Oh yes, there was one other thing that happened you should know about. GL Horton and Beverly Creasey have decided Boston ought to have an annual "Outer Critics' Circle Awards" vote, honoring the best work in smaller local companies, and even though I saw only 43 plays last year (I think that disgraceful, and apologise; another Ground Hog's resolution is to see a Minimum of 52 this year) they sent me a ballot. There were three nominations allowed for things like Best Production, Director, Actor, Actress, Supporting Actor & Actress, Best Lighting and Best Scenic Design, and Best New Script.

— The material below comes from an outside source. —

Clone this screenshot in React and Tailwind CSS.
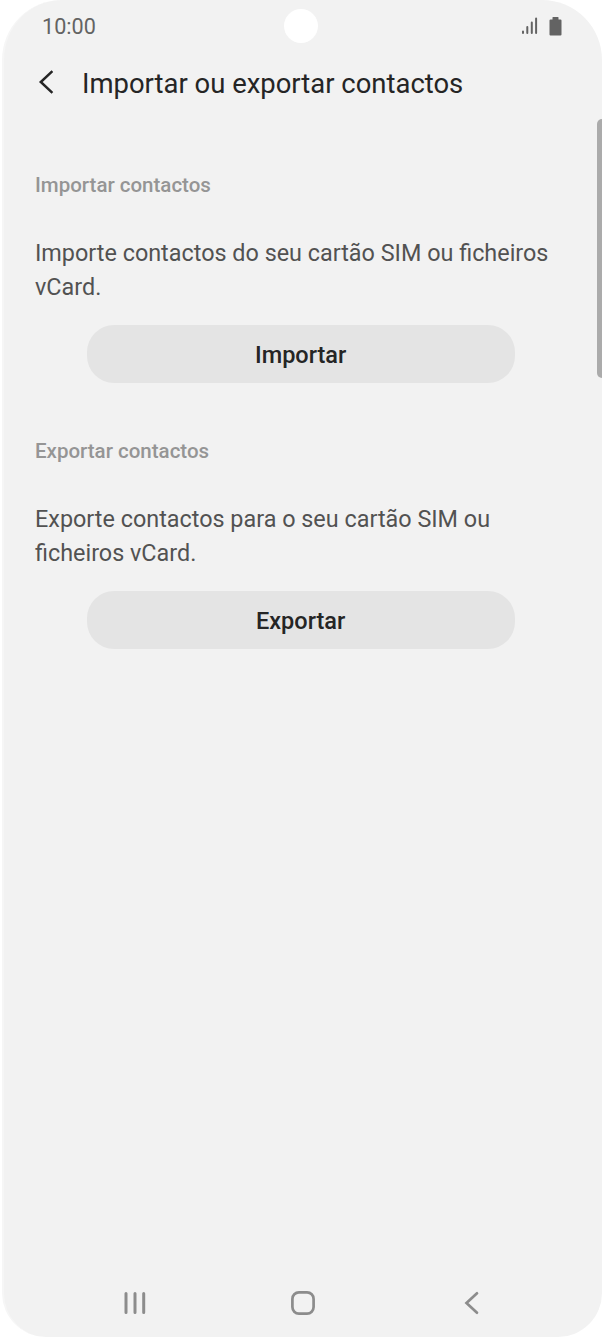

I was fresh from ferret-sitting and tizzied by the E-Mail deprivation and Already Late with it, but I filled my ballot and whipped it off, and I am eagerly awaiting further developments.

Watch this space!

When more happens, The Theater Mirror will make much of it. The people who work, all year every year, here in the Boston theater world deserve to be praised for their excellences, and when final results are in (See Grouind Hog's Resolution #2, above) They Will Be Announced Here!


So. Now you probably know more about the state of The Mirror and the state of the Me than you ever wanted to learn.. And I might say more, but there was a new review from Beverly Creasey and TWO audition-calls in my snail- and E-mailboxes that I have to deal with, so I just don't have the time!